Reproduce all lines of the listing below in which the word "that" occurs.

___ Listed entries ___

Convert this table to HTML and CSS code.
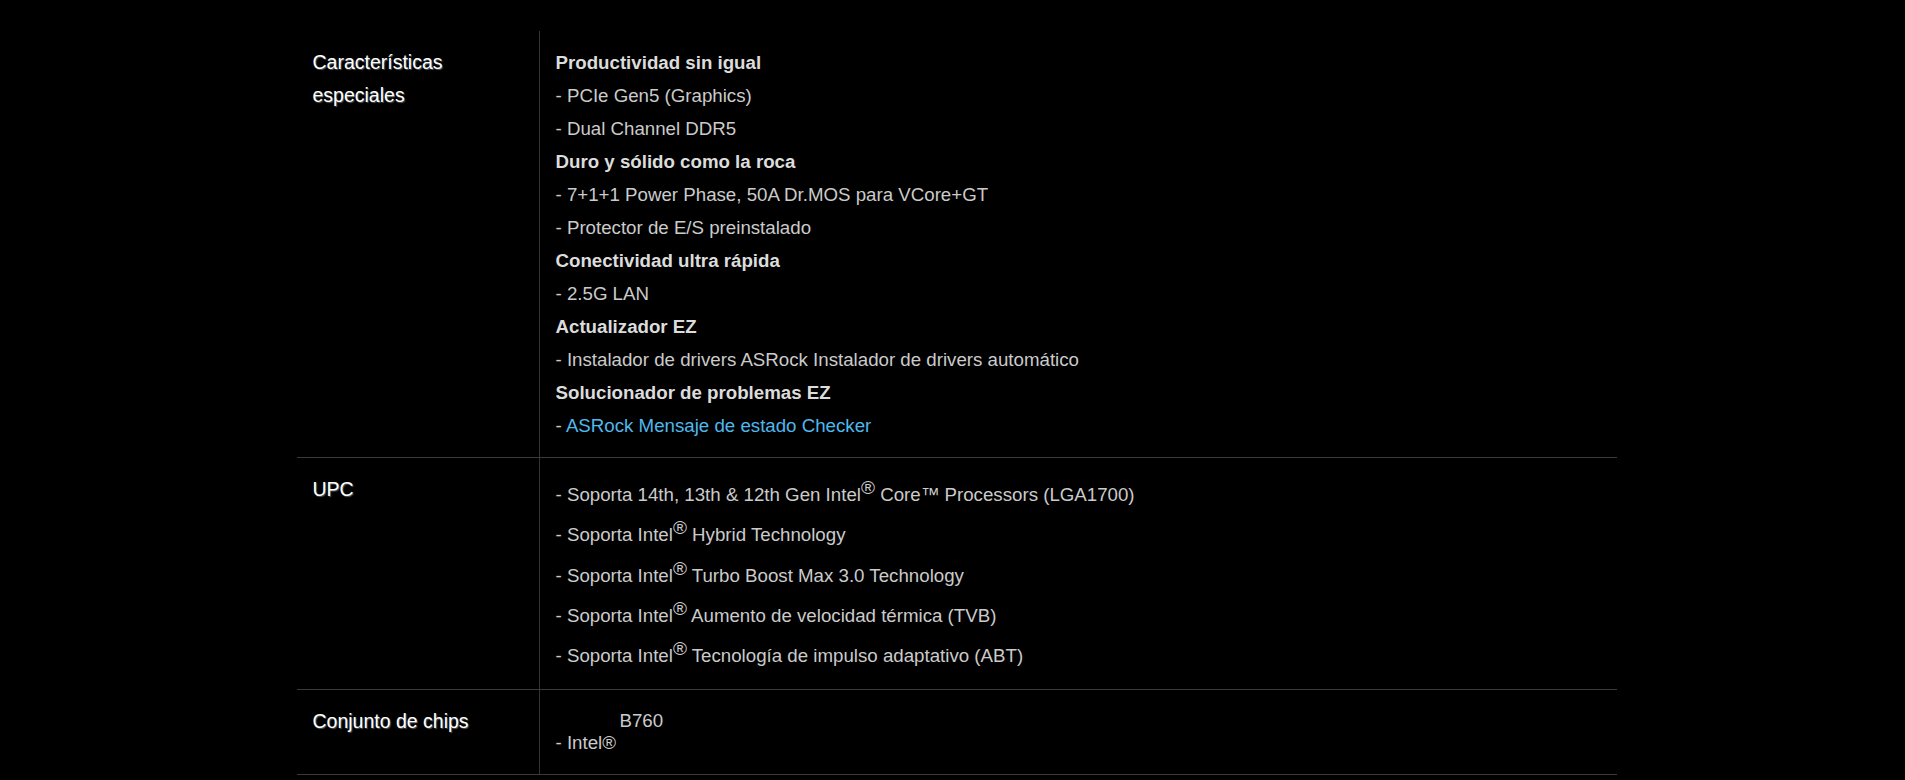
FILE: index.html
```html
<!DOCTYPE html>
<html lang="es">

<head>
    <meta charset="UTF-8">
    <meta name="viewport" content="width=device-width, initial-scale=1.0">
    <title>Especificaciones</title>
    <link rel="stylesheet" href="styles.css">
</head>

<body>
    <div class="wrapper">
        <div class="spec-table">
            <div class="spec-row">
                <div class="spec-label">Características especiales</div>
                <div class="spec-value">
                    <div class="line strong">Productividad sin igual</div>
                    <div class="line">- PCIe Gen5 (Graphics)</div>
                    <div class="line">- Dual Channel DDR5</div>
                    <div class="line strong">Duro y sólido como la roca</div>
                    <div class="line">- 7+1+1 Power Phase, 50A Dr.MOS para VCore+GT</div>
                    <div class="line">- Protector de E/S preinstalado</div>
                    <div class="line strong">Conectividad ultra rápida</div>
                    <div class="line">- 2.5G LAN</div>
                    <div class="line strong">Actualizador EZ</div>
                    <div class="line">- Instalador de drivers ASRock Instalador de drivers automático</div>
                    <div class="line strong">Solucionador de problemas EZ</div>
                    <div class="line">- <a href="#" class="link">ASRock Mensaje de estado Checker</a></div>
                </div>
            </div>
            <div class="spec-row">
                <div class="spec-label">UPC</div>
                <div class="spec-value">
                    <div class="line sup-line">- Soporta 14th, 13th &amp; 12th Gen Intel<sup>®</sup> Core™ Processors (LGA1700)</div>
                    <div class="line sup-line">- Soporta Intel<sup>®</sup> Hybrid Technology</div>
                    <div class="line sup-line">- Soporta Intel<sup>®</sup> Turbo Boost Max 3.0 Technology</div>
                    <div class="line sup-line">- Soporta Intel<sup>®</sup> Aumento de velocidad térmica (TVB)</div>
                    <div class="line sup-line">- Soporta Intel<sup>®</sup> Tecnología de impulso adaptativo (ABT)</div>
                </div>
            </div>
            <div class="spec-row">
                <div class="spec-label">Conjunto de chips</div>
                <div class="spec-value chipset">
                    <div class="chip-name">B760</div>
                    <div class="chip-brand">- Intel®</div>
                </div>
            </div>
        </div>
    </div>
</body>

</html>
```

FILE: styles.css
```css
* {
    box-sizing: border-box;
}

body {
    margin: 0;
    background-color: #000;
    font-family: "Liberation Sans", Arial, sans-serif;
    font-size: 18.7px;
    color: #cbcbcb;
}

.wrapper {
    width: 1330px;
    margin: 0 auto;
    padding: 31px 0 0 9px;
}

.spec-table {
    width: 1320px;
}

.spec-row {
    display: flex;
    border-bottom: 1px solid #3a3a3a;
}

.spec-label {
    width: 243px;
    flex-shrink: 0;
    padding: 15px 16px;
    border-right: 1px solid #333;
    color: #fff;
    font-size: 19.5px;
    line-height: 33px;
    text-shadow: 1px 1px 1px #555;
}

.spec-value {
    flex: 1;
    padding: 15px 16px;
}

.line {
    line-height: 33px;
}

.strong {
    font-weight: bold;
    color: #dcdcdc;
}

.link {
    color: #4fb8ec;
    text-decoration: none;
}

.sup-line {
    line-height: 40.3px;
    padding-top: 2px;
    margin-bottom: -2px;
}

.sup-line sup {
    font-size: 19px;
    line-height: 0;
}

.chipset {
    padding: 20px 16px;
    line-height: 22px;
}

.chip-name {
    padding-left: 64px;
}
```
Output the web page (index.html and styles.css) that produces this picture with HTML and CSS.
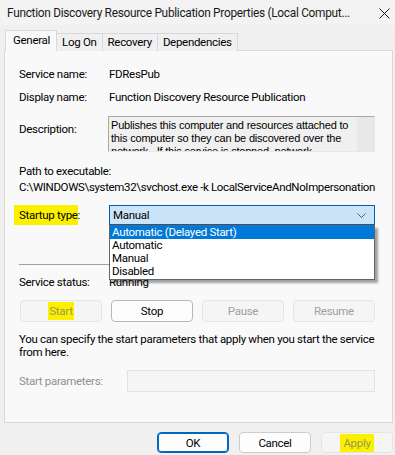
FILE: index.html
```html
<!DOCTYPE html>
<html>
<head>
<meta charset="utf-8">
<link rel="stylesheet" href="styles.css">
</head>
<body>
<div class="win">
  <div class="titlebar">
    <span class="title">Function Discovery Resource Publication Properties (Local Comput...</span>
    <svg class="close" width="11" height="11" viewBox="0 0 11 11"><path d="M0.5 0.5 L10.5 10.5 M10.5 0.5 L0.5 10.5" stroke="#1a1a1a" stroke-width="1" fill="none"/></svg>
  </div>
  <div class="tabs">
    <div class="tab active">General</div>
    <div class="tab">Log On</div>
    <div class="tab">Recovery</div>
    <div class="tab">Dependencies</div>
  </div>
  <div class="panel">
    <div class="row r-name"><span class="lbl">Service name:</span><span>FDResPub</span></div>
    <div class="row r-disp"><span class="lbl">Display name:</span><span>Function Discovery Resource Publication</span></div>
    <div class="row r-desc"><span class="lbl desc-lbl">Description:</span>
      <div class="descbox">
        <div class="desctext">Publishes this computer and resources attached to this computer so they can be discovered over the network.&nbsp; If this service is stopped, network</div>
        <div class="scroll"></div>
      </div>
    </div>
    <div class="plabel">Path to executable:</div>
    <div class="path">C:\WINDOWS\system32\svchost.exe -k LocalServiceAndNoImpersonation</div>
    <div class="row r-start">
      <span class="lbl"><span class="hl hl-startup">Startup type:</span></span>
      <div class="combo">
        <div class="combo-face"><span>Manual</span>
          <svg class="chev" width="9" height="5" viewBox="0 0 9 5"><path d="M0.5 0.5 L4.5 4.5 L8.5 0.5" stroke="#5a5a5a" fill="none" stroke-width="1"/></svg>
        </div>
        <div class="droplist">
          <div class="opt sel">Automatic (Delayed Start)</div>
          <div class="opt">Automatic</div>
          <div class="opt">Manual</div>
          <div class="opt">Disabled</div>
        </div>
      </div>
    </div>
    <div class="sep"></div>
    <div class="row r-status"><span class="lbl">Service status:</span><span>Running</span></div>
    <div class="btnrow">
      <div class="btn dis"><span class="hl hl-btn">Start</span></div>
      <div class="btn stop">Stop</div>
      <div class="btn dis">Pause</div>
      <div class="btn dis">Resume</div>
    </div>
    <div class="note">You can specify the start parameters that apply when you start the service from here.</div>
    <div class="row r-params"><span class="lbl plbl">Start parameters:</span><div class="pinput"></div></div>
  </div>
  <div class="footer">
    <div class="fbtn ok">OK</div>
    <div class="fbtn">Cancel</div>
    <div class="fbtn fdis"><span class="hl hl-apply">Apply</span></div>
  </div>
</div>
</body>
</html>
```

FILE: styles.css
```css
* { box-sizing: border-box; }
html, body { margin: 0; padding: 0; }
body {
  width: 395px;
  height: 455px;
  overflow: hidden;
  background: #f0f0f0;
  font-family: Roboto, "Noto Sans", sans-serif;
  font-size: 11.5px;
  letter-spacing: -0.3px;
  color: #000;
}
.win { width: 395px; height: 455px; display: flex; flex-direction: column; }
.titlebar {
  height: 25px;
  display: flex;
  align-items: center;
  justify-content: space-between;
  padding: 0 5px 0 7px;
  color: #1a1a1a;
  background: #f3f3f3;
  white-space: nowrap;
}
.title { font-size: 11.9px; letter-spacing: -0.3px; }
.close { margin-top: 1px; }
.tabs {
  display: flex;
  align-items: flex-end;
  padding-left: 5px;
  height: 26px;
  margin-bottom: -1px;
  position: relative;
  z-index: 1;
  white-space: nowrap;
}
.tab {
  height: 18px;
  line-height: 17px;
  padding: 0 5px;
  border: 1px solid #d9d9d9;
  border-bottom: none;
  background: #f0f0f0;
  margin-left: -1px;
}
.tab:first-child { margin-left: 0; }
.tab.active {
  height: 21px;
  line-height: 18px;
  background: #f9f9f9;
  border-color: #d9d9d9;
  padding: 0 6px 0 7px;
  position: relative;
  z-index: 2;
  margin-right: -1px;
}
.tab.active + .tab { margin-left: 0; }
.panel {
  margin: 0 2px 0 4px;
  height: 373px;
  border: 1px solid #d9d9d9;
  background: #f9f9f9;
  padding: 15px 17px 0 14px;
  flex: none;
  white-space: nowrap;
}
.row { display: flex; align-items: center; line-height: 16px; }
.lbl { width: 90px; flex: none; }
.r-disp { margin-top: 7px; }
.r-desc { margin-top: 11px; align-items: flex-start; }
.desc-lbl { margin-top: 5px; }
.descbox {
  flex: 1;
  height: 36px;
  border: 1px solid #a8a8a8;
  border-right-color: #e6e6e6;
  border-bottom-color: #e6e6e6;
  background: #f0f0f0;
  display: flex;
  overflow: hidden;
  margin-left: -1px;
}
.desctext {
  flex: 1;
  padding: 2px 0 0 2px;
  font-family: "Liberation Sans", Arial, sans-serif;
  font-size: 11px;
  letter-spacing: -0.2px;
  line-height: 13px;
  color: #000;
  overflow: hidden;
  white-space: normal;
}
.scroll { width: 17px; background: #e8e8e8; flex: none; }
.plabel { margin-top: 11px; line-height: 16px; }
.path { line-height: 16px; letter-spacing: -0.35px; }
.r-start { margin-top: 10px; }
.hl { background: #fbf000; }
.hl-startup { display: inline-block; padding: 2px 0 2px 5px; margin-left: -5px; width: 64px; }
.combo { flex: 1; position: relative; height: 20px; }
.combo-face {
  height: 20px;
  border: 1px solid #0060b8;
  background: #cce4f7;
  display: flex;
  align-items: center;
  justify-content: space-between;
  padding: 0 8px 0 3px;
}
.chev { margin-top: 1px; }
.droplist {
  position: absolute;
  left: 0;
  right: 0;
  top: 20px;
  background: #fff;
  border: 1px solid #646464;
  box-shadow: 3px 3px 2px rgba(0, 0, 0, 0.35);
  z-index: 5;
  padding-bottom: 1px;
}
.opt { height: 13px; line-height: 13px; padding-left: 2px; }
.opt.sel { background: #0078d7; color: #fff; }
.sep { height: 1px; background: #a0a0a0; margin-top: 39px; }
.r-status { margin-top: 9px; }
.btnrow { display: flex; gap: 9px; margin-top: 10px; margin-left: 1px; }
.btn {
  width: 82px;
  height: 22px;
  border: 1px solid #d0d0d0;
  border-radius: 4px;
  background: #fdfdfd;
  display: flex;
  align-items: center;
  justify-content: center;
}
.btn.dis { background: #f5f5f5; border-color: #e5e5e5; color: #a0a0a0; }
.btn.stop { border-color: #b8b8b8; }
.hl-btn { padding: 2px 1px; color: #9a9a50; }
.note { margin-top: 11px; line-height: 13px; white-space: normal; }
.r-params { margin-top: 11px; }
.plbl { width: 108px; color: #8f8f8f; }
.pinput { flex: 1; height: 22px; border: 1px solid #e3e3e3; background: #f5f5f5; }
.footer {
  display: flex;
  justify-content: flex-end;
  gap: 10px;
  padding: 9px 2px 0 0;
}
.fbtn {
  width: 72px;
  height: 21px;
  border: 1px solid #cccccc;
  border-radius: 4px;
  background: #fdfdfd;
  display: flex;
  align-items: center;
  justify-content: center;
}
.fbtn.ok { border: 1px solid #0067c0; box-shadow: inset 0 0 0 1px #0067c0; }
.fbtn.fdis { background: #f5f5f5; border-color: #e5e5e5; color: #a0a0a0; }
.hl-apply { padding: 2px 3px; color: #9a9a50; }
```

___

[Exercise answer]:
Output the web page (index.html and styles.css) that produces this picture with HTML and CSS.
    <div class="note">You can specify the start parameters that apply when you start the service from here.</div>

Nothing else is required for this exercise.